Eventually, at an age that would have seen any of us happily retired for a decade or more, God gave him the opportunity to finally begin his real life’s work. His career as Israel’s “midwife” lasted from ages 80 to 120. He spent most of that time enduring the ridicule and resistance of the very people he was trying to free.
(This observation is a post-meeting thought that was triggered by the last one: Even Jesus himself had to endure the frustrations of working in a fallen world. At every turn he was ridiculed and reviled by the religious establishment that was theoretically supposed to be teaching faith in him. They eventually turned him over to the authorities of the occupying power and insisted that they kill him in the most brutal manner they could manage. We are blessed indeed that he considers our salvation a worthy enough labour of love to be willing to endure all of that on our behalf.)
The previous sports analogies triggered the memory of an appropriate song by a member of our group. He remembers Paul Henderson, former hockey player who is now a minister of the gospel, singing the song “Jesus Takes the Wheel.” It is appropriate that Jesus be in charge of our life’s work, since he has done so much to make us free.

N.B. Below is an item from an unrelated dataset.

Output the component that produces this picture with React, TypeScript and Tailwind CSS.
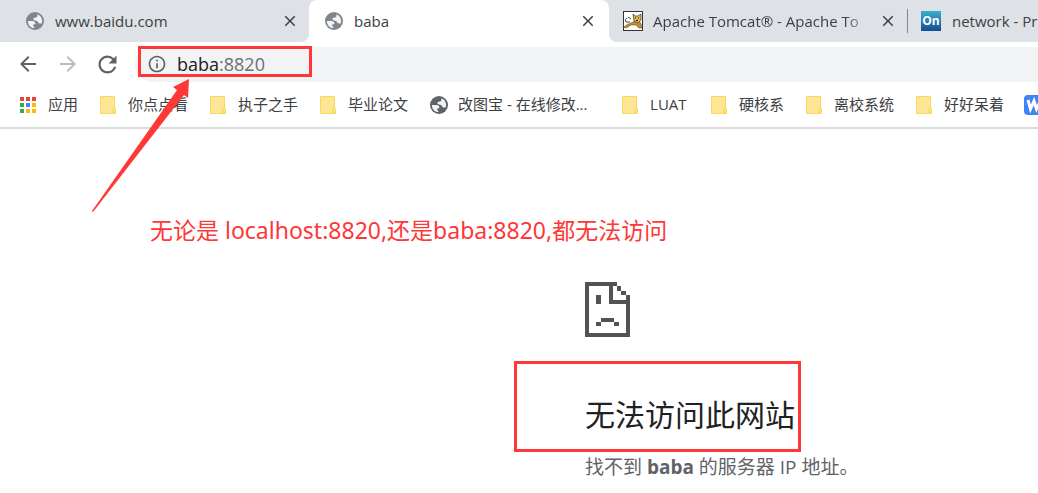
import type { ReactNode } from 'react';
import { MdArrowBack, MdArrowForward, MdClose, MdInfoOutline, MdRefresh } from 'react-icons/md';

function Globe({ className }: { className: string }) {
  return (
    <svg viewBox="0 0 18 18" className={`size-[18px] shrink-0 ${className}`} aria-hidden="true">
      <circle cx="9" cy="9" r="9" fill="currentColor" />
      <path
        fill="#f1f3f4"
        d="M1.900 9H5.500C7.500 9 9.300 9.500 9.400 11.200 9.400 12.300 8.600 12.500 7.200 12.500V14C7.200 14.600 8.300 14.400 8.300 15.200V16.100C4.600 15.900 1.900 12.900 1.900 9zM11.300 2.300C14.100 3.200 16.100 5.800 16.100 8.900 16.100 9.900 15.900 10.700 15.600 11.400H13.600C12.600 11.400 12.300 10.500 11.600 9.600 10.900 8.700 9.300 9 8.200 8.300 7.200 7.700 7.300 6.300 8.300 5.700L10.100 5.400C11.300 5.200 11.800 4.300 11.300 2.300z"
      />
    </svg>
  );
}

function Folder() {
  return (
    <svg viewBox="0 0 16 18" className="h-[18px] w-4 shrink-0" aria-hidden="true">
      <path d="M0 1Q0 0 1 0H14Q15 0 15 1V11.500L16 13V17Q16 18 15 18H1Q0 18 0 17Z" fill="#f7d861" />
      <path d="M1 1H14V11L12 13V17H1Z" fill="#ffe694" />
      <path d="M13 16V12.500Q13 12 14 12T15 13V16Q14 17 13 16Z" fill="#ffe27a" />
    </svg>
  );
}

function Apps() {
  const colors = ['#ea4335', '#ea4335', '#ea4335', '#34a853', '#4285f4', '#fbbc05', '#34a853', '#fbbc05', '#fbbc05'];
  return (
    <svg viewBox="0 0 16 16" className="size-4 shrink-0" aria-hidden="true">
      {colors.map((color, i) => (
        <rect key={i} x={(i % 3) * 6} y={Math.floor(i / 3) * 6} width="4" height="4" fill={color} />
      ))}
    </svg>
  );
}

function Tomcat() {
  return (
    <svg viewBox="0 0 20 20" className="size-5 shrink-0" aria-hidden="true">
      <rect x=".5" y=".5" width="19" height="19" fill="#fff" stroke="#333" />
      <path d="M7 11L3 11Q1 8 4 7M5 6L8 8" fill="none" stroke="#444" />
      <path d="M1 16Q4 13 8 12L12 10L17 11L19 15V17H16L13 14L8 14L5 16L2 17Z" fill="#c98a2c" stroke="#5a4318" strokeWidth=".5" />
      <path d="M10 3L12 5H15L18 3V9L15 12L11 10Z" fill="#dcb45c" stroke="#4a3a1a" strokeWidth=".7" />
      <path d="M12 7H13M15 7H16M13 9.500H15" stroke="#222" />
    </svg>
  );
}

function CloseButton({ title }: { title: string }) {
  return (
    <button type="button" aria-label={`Close ${title}`} className="shrink-0">
      <MdClose className="size-[18px] text-[#3c4043]" />
    </button>
  );
}

function Bookmark({ icon, children, className = 'gap-3' }: { icon: ReactNode; children: ReactNode; className?: string }) {
  return (
    <a href="#" className={`flex shrink-0 items-center ${className}`}>
      {icon}
      <span className="whitespace-nowrap">{children}</span>
    </a>
  );
}

export default function App() {
  return (
    <div className="relative min-h-screen overflow-hidden bg-white font-['Open_Sans','Noto_Sans_CJK_SC',sans-serif] text-[#3c4043]">
      <header>
        <nav aria-label="Tabs" className="flex h-[42px] text-[15px]">
          <div className="flex w-[309px] shrink-0 items-center rounded-br-lg bg-[#dee1e6] pr-2.5 pl-[26px]">
            <Globe className="text-[#80868b]" />
            <span className="ml-[11px] flex-1">www.baidu.com</span>
            <CloseButton title="www.baidu.com" />
          </div>
          <div className="w-[300px] shrink-0 bg-linear-to-b from-[#dee1e6] from-50% to-white to-50%">
            <div className="flex h-full items-center rounded-t-lg bg-white pr-3 pl-4">
              <Globe className="text-[#80868b]" />
              <span className="ml-[11px] flex-1">baba</span>
              <CloseButton title="baba" />
            </div>
          </div>
          <div className="flex min-w-0 flex-1 items-center rounded-bl-lg bg-[#dee1e6] pl-3.5">
            <Tomcat />
            <span className="ml-2.5 w-[218px] shrink-0 overflow-hidden mask-r-from-88% whitespace-nowrap">
              Apache Tomcat® - Apache To
            </span>
            <span className="ml-2 flex"><CloseButton title="Apache Tomcat" /></span>
            <span className="ml-2.5 h-6 w-px shrink-0 bg-[#80868b]" />
            <svg viewBox="0 0 20 20" className="ml-[13px] size-5 shrink-0" aria-hidden="true">
              <defs>
                <linearGradient id="on" x2="0" y2="1">
                  <stop stopColor="#38b1cc" />
                  <stop offset="1" stopColor="#174b91" />
                </linearGradient>
              </defs>
              <rect width="20" height="20" fill="url(#on)" />
              <text x="10" y="14" textAnchor="middle" fontSize="12" fontWeight="700" fill="#fff">On</text>
            </svg>
            <span className="ml-[11px] min-w-0 flex-1 overflow-hidden whitespace-nowrap">network - Pr</span>
          </div>
        </nav>

        <div className="flex h-11 items-center pl-4">
          <button type="button" aria-label="Back"><MdArrowBack className="size-6 text-[#5f6368]" /></button>
          <button type="button" aria-label="Forward" className="ml-4"><MdArrowForward className="size-6 text-[#babcbe]" /></button>
          <button type="button" aria-label="Reload" className="ml-3.5"><MdRefresh className="size-[27px] text-[#5f6368]" /></button>
          <div className="ml-3.5 flex h-[35px] flex-1 items-center rounded-l-full bg-[#f1f3f4] pl-3">
            <MdInfoOutline className="size-5 text-[#5f6368]" />
            <div role="textbox" aria-label="Address" tabIndex={0} className="ml-2.5 text-lg text-[#6b7074]">
              <span className="text-[#202124]">baba</span>:8820
            </div>
          </div>
        </div>

        <nav aria-label="Bookmarks" className="flex h-[43px] items-center gap-[22px] overflow-hidden border-b-2 border-[#dadce0] pb-1 pl-5 text-[15px]">
          <Bookmark icon={<Apps />}>应用</Bookmark>
          <Bookmark icon={<Folder />}>你点点看</Bookmark>
          <Bookmark icon={<Folder />}>执子之手</Bookmark>
          <Bookmark icon={<Folder />}>毕业论文</Bookmark>
          <Bookmark icon={<Globe className="text-[#5f6368]" />} className="w-[170px] gap-2.5">改图宝 - 在线修改...</Bookmark>
          <Bookmark icon={<Folder />} className="w-[67px] gap-3">LUAT</Bookmark>
          <Bookmark icon={<Folder />}>硬核系</Bookmark>
          <Bookmark icon={<Folder />}>离校系统</Bookmark>
          <Bookmark icon={<Folder />}>好好呆着</Bookmark>
          <a href="#" aria-label="W" className="-ml-0.5 shrink-0">
            <svg viewBox="0 0 20 20" className="size-5" aria-hidden="true">
              <rect width="20" height="20" rx="4" fill="#3f83f8" />
              <path d="M4 5L6.500 14L10 6L12.500 14L17 5" fill="none" stroke="#fff" strokeWidth="3" />
            </svg>
          </a>
        </nav>
      </header>

      <main className="pt-[153px] pl-[585px]">
        <svg viewBox="0 0 46 55" className="h-[55px] w-[46px]" fill="#535353" aria-hidden="true">
          <path fillRule="evenodd" d="M0 0H32V4H28V18H41V13H45V55H0ZM4 4V51H41V22H24V4Z" />
          <path d="M32 4H36V9H32ZM36 9H41V13H36ZM11 13H16V22H11ZM16 36H29V40H16ZM11 40H16V44H11ZM29 40H34V44H29Z" />
        </svg>
        <h1 className="mt-14 text-[30px] leading-[44px] whitespace-nowrap text-[#202124]">无法访问此网站</h1>
        <p className="mt-4 text-[19px] leading-7 whitespace-nowrap text-[#5f6368]">
          找不到 <strong>baba</strong> 的服务器 IP 地址。
        </p>
      </main>

      <p className="absolute top-[214px] left-[150px] font-['Noto_Sans','Noto_Sans_CJK_SC',sans-serif] text-[23px] leading-8 whitespace-nowrap text-[#fe3737]">
        无论是 localhost:8820,还是baba:8820,都无法访问
      </p>
      <div className="absolute top-[46px] left-[138px] h-[31px] w-[174px] border-3 border-[#fe3737]" />
      <div className="absolute top-[361px] left-[514px] h-[91px] w-[287px] border-3 border-[#fe3737]" />
      <svg viewBox="0 0 100 136" className="absolute top-[78px] left-[91px] h-[136px] w-[100px]" fill="#fe3737" aria-hidden="true">
        <path d="M98 1L97 20L93 17L2 134L1 133L86 12L82 9Z" />
      </svg>
    </div>
  );
}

On further reflection, work can and should be a holy and joyous undertaking. Jesus promises that he will make all things new, beginning with our hearts. There is a day coming when all labour will be “holiness to the Lord.” Think of the joy of properly caring for the creation without the ceaseless toil of working hard in frustrating circumstances just to eat.
In the meantime we can take heart that we can become involved in the most meaningful work possible in this day and age: the work of redemption. We certainly are expected to participate in our own redemption by following Jesus’ lead in our life and work. He also expects his followers, as a group, to participate in the process of redeeming others by proclaiming Jesus as Messiah and Lord through the gospel.
So let’s step up and get in the game.